There’s little pragmatism on the Japanese side. Their commanding officer is eager to order a banzai charge against the Americans on their beachhead. Afterward, the few survivors are forced back to oblivion when a general’s dispatch shows up to argue their duty to suicide. One soldier is berated with the words, “Is your little worm’s life so precious?” The phrase could be the epithet for the rotted military culture that’s placed such a man in power.
The book is a powerful document, capturing the horrors of war. As fiction, it has problems, though. Mizuki populates his war story with too many characters. They’re hard to distinguish, and their ultimate fate—while harrowing—is less impactful than it would have been with a smaller cast.

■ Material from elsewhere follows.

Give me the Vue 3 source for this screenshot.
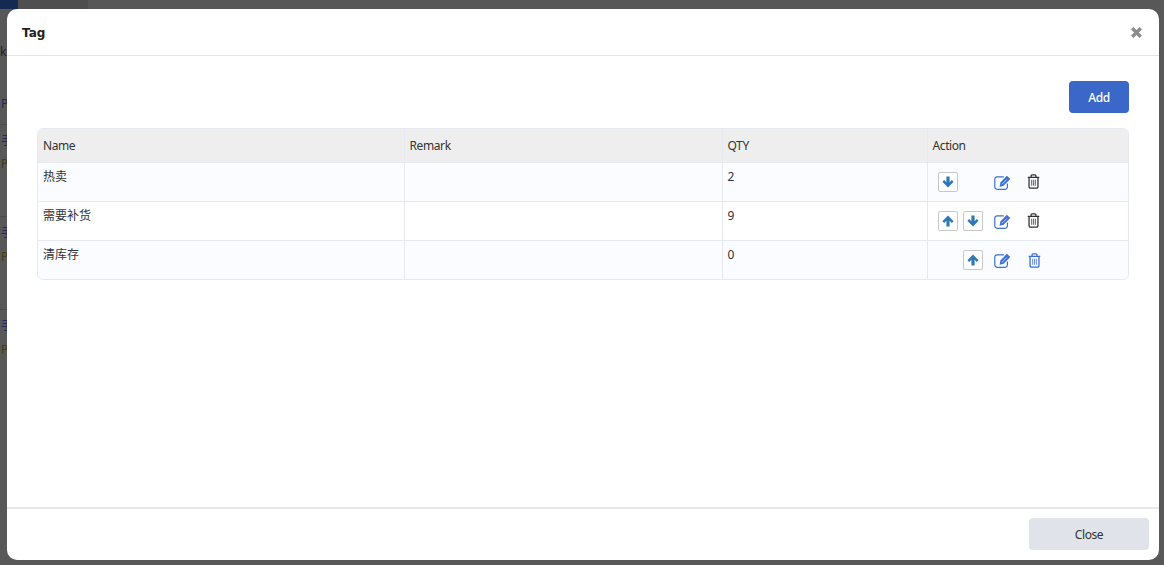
<script setup>
const rows = [
  { id: 'a', name: '热卖', qty: 2, left: 'down', right: '', blue: false },
  { id: 'b', name: '需要补货', qty: 9, left: 'up', right: 'down', blue: false },
  { id: 'c', name: '清库存', qty: 0, left: '', right: 'up', blue: true },
]
const arrows = {
  up: 'M6 .6 11.6 6.2 9.8 8 7.6 5.8V11.4H4.4V5.8L2.2 8 .4 6.2z',
  down: 'M6 11.4.4 5.8 2.2 4 4.4 6.2V.6H7.6V6.2L9.8 4 11.6 5.8z',
}
</script>

<template>
  <div class="page">
    <div class="backdrop" aria-hidden="true">
      <i class="scrap navy"></i>
      <i class="scrap tab"></i>
      <span class="bg-text k">k</span>
      <span class="bg-text p1">P</span>
      <span class="bg-text z z1">手</span>
      <span class="bg-text o o1">P</span>
      <span class="bg-text z z2">手</span>
      <span class="bg-text o o2">P</span>
      <span class="bg-text z z3">手</span>
      <span class="bg-text o o3">P</span>
      <i class="rule r1"></i>
      <i class="rule r2"></i>
      <i class="rule r3"></i>
    </div>
    <section class="modal">
      <header class="head">
        <h3>Tag</h3>
        <svg class="x" viewBox="0 0 12 12" width="13" height="13">
          <path d="M1.2 3.2 3.2 1.2 6 4l2.8-2.8 2 2L8 6l2.8 2.8-2 2L6 8l-2.8 2.8-2-2L4 6z" fill="#8c8c8c" stroke="#8c8c8c" stroke-width=".6" stroke-linejoin="round" />
        </svg>
      </header>
      <main class="body">
        <div class="bar"><button class="add">Add</button></div>
        <div class="tablewrap">
          <table>
            <colgroup>
              <col class="c1" /><col class="c2" /><col class="c3" /><col />
            </colgroup>
            <thead>
              <tr><th>Name</th><th>Remark</th><th>QTY</th><th>Action</th></tr>
            </thead>
            <tbody>
              <tr v-for="r in rows" :key="r.id">
                <td>{{ r.name }}</td>
                <td></td>
                <td>{{ r.qty }}</td>
                <td class="act">
                  <div class="tools">
                    <span class="slot">
                      <span v-if="r.left" class="mv">
                        <svg viewBox="0 0 12 12" width="12" height="12"><path :d="arrows[r.left]" fill="#2f78b8" /></svg>
                      </span>
                    </span>
                    <span class="slot">
                      <span v-if="r.right" class="mv">
                        <svg viewBox="0 0 12 12" width="12" height="12"><path :d="arrows[r.right]" fill="#2f78b8" /></svg>
                      </span>
                    </span>
                    <svg class="edit" viewBox="0 0 17 15" width="17" height="15">
                      <path d="M9.8 1.9H3a2.2 2.2 0 0 0-2.2 2.2v8a2.2 2.2 0 0 0 2.2 2.2h8.2a2.2 2.2 0 0 0 2.2-2.2V8.4" fill="none" stroke="#3d6fd1" stroke-width="1.2" />
                      <path d="M6.4 7.6 12.8.8 16.3 4 9.6 10.8 5.6 11.8z" fill="#3d6fd1" />
                      <path d="M7.8 9.4 12.8 4.4" fill="none" stroke="#bcd0f2" stroke-width="1" />
                    </svg>
                    <svg class="trash" :class="{ blue: r.blue }" viewBox="0 0 14 16" width="13" height="15">
                      <path d="M.8 3.6H13.2M4.4 3.4V1.9a1 1 0 0 1 1-1h3.2a1 1 0 0 1 1 1v1.5" fill="none" stroke="currentColor" stroke-width="1.4" />
                      <path d="M2.2 3.8V13.6a1.5 1.5 0 0 0 1.5 1.5h6.6a1.5 1.5 0 0 0 1.5-1.5V3.8" fill="none" stroke="currentColor" stroke-width="1.4" />
                      <path d="M5 6v6.6M7 6v6.6M9 6v6.6" fill="none" stroke="currentColor" stroke-width="1.2" opacity=".7" />
                    </svg>
                  </div>
                </td>
              </tr>
            </tbody>
          </table>
        </div>
      </main>
      <footer class="foot"><button class="close">Close</button></footer>
    </section>
  </div>
</template>

<style>
html, body { margin: 0; overflow: hidden; }
</style>

<style scoped>
.page {
  position: relative;
  width: 1164px;
  height: 565px;
  padding: 9px 5px 5px 7px;
  box-sizing: border-box;
  background: #585858;
  overflow: hidden;
  font-family: "Noto Sans", "Noto Sans CJK SC", sans-serif;
  font-size: 12px;
  color: #333;
}
.backdrop { position: absolute; inset: 0; }
.scrap { position: absolute; top: 0; height: 9px; }
.navy { left: 0; width: 18px; background: #152a52; }
.tab { left: 18px; width: 70px; background: #4f4f4f; }
.bg-text { position: absolute; left: 1px; font-size: 12px; line-height: 14px; }
.k { top: 45px; color: #222; left: 0; }
.p1 { top: 97px; color: #1e2a66; }
.z { color: #1e2a66; }
.o { color: #3f3f10; }
.z1 { top: 134px; } .o1 { top: 157px; }
.z2 { top: 226px; } .o2 { top: 250px; }
.z3 { top: 319px; } .o3 { top: 343px; }
.rule { position: absolute; left: 0; width: 7px; height: 1px; background: #4c4c4c; }
.r1 { top: 124px; } .r2 { top: 216px; } .r3 { top: 309px; }

.modal {
  position: relative;
  width: 1152px;
  height: 551px;
  background: #fff;
  border-radius: 10px;
  display: flex;
  flex-direction: column;
  overflow: hidden;
}
.head {
  height: 46px;
  flex: none;
  border-bottom: 1px solid #e5e5e5;
  display: flex;
  align-items: center;
  justify-content: space-between;
  padding: 0 16px 0 15px;
}
h3 {
  margin: 1px 0 0;
  font-family: "DejaVu Sans", sans-serif;
  font-size: 12px;
  line-height: 18px;
  font-weight: 700;
  color: #222;
}
.x { display: block; margin-top: 1px; }
.body {
  flex: 1;
  padding: 25px 30px 0;
  min-height: 0;
}
.bar { display: flex; justify-content: flex-end; }
.add {
  width: 60px;
  height: 32px;
  background: #3a67c8;
  color: #fff;
  border: 0;
  border-radius: 4px;
  font: 500 12px "Noto Sans", sans-serif;
  letter-spacing: -.4px;
  padding: 0;
}
.tablewrap {
  margin-top: 15px;
  border: 1px solid #e6e9ef;
  border-radius: 6px;
  overflow: hidden;
}
table {
  width: 100%;
  border-collapse: collapse;
  table-layout: fixed;
}
.c1 { width: 366px; }
.c2 { width: 318px; }
.c3 { width: 205px; }
th {
  height: 33px;
  box-sizing: border-box;
  background: #eeeeee;
  font-weight: 400;
  letter-spacing: -.4px;
  text-align: left;
  padding: 0 5px;
  color: #333;
  border-left: 1px solid #e6e9ef;
}
td {
  height: 39px;
  box-sizing: border-box;
  padding: 5px 5px 0;
  vertical-align: top;
  line-height: 18px;
  background: #fff;
  border-left: 1px solid #e6e9ef;
  border-top: 1px solid #e6e9ef;
}
th:first-child, td:first-child { border-left: 0; }
tbody tr:nth-child(odd) td { background: #fafcff; }
td.act { padding: 0 0 0 10px; }
.tools {
  display: flex;
  align-items: center;
  height: 38px;
}
.slot { width: 20px; margin-right: 5px; height: 20px; flex: none; }
.mv {
  width: 20px;
  height: 20px;
  box-sizing: border-box;
  border: 1px solid #c8c8c8;
  border-radius: 2px;
  background: #fff;
  display: flex;
  align-items: center;
  justify-content: center;
}
.edit { margin-left: 6px; flex: none; margin-top: 1px; }
.trash { margin-left: 16px; flex: none; color: #333; }
.trash.blue { color: #3d6fd1; margin-left: 17px; margin-top: 2px; }
.foot {
  height: 53px;
  flex: none;
  box-sizing: border-box;
  border-top: 2px solid #e8e8e8;
  display: flex;
  justify-content: flex-end;
  align-items: flex-start;
  padding: 9px 10px 0 0;
}
.close {
  width: 120px;
  height: 32px;
  border: 0;
  border-radius: 4px;
  background: #e0e4ea;
  color: #333;
  font: 400 12px "Noto Sans", sans-serif;
  letter-spacing: -.4px;
  padding: 0;
}
</style>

He also relies too much on bodily humor to characterize his troops. Farts, shit, potatoes and prostitutes seem to be the extent of their inner lives. Mizuki may be casting them as average joes, men who would care little about the oft-referenced suicidal example set by Masashige Kusunoki in the 14th century. But he also diminishes them with this reliance on bodily humor.
Still, the book is compelling, full of moments that would seem unbelievable without the corroborating hand of history. It’s a good read—and an important one as well.